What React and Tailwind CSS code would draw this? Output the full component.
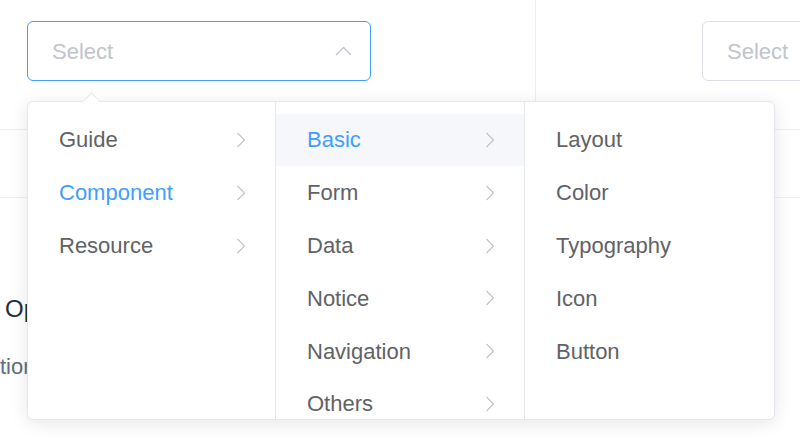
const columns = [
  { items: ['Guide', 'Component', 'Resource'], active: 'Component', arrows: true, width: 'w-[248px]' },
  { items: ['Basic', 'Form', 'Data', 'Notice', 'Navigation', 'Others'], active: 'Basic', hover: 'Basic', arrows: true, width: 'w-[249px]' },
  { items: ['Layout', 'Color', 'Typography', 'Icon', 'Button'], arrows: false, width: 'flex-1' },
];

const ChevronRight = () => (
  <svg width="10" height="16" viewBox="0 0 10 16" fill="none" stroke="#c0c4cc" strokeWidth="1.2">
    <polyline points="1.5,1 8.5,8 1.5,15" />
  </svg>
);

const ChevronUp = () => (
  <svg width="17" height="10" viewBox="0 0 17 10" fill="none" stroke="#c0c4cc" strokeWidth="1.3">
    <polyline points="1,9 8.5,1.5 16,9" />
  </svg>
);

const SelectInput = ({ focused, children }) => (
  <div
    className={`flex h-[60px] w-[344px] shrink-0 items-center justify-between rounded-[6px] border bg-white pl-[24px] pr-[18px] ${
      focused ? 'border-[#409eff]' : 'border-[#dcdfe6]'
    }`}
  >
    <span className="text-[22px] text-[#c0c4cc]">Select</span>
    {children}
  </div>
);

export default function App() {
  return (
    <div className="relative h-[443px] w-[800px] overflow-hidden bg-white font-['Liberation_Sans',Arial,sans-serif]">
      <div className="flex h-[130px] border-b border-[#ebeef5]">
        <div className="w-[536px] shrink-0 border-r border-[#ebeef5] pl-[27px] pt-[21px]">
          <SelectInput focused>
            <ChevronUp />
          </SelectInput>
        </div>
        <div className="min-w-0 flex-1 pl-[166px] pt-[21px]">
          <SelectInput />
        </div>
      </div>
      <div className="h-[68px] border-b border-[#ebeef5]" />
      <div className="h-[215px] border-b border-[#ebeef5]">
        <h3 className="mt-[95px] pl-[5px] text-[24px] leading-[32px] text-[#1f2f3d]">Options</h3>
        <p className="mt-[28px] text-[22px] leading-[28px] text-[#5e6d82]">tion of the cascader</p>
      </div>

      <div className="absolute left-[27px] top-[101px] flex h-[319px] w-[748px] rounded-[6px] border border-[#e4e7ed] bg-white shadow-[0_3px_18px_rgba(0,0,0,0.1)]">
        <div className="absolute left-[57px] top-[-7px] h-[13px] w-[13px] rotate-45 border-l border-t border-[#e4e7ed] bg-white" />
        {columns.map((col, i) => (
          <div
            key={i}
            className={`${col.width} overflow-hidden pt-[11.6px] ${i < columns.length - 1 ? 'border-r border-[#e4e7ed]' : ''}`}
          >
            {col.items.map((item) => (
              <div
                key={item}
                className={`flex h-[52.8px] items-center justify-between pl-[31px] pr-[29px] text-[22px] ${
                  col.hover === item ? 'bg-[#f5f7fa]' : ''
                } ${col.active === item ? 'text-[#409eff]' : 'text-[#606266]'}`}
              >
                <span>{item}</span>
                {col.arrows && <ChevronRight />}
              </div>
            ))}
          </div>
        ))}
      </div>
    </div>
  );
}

_Your task_: Print out the whole of the material word for word, without pictures.

_Response to this exercise_:
What React and Tailwind CSS code would draw this? Output the full component.
const columns = [
  { items: ['Guide', 'Component', 'Resource'], active: 'Component', arrows: true, width: 'w-[248px]' },
  { items: ['Basic', 'Form', 'Data', 'Notice', 'Navigation', 'Others'], active: 'Basic', hover: 'Basic', arrows: true, width: 'w-[249px]' },
  { items: ['Layout', 'Color', 'Typography', 'Icon', 'Button'], arrows: false, width: 'flex-1' },
];

const ChevronRight = () => (
  <svg width="10" height="16" viewBox="0 0 10 16" fill="none" stroke="#c0c4cc" strokeWidth="1.2">
    <polyline points="1.5,1 8.5,8 1.5,15" />
  </svg>
);

const ChevronUp = () => (
  <svg width="17" height="10" viewBox="0 0 17 10" fill="none" stroke="#c0c4cc" strokeWidth="1.3">
    <polyline points="1,9 8.5,1.5 16,9" />
  </svg>
);

const SelectInput = ({ focused, children }) => (
  <div
    className={`flex h-[60px] w-[344px] shrink-0 items-center justify-between rounded-[6px] border bg-white pl-[24px] pr-[18px] ${
      focused ? 'border-[#409eff]' : 'border-[#dcdfe6]'
    }`}
  >
    <span className="text-[22px] text-[#c0c4cc]">Select</span>
    {children}
  </div>
);

export default function App() {
  return (
    <div className="relative h-[443px] w-[800px] overflow-hidden bg-white font-['Liberation_Sans',Arial,sans-serif]">
      <div className="flex h-[130px] border-b border-[#ebeef5]">
        <div className="w-[536px] shrink-0 border-r border-[#ebeef5] pl-[27px] pt-[21px]">
          <SelectInput focused>
            <ChevronUp />
          </SelectInput>
        </div>
        <div className="min-w-0 flex-1 pl-[166px] pt-[21px]">
          <SelectInput />
        </div>
      </div>
      <div className="h-[68px] border-b border-[#ebeef5]" />
      <div className="h-[215px] border-b border-[#ebeef5]">
        <h3 className="mt-[95px] pl-[5px] text-[24px] leading-[32px] text-[#1f2f3d]">Options</h3>
        <p className="mt-[28px] text-[22px] leading-[28px] text-[#5e6d82]">tion of the cascader</p>
      </div>

      <div className="absolute left-[27px] top-[101px] flex h-[319px] w-[748px] rounded-[6px] border border-[#e4e7ed] bg-white shadow-[0_3px_18px_rgba(0,0,0,0.1)]">
        <div className="absolute left-[57px] top-[-7px] h-[13px] w-[13px] rotate-45 border-l border-t border-[#e4e7ed] bg-white" />
        {columns.map((col, i) => (
          <div
            key={i}
            className={`${col.width} overflow-hidden pt-[11.6px] ${i < columns.length - 1 ? 'border-r border-[#e4e7ed]' : ''}`}
          >
            {col.items.map((item) => (
              <div
                key={item}
                className={`flex h-[52.8px] items-center justify-between pl-[31px] pr-[29px] text-[22px] ${
                  col.hover === item ? 'bg-[#f5f7fa]' : ''
                } ${col.active === item ? 'text-[#409eff]' : 'text-[#606266]'}`}
              >
                <span>{item}</span>
                {col.arrows && <ChevronRight />}
              </div>
            ))}
          </div>
        ))}
      </div>
    </div>
  );
}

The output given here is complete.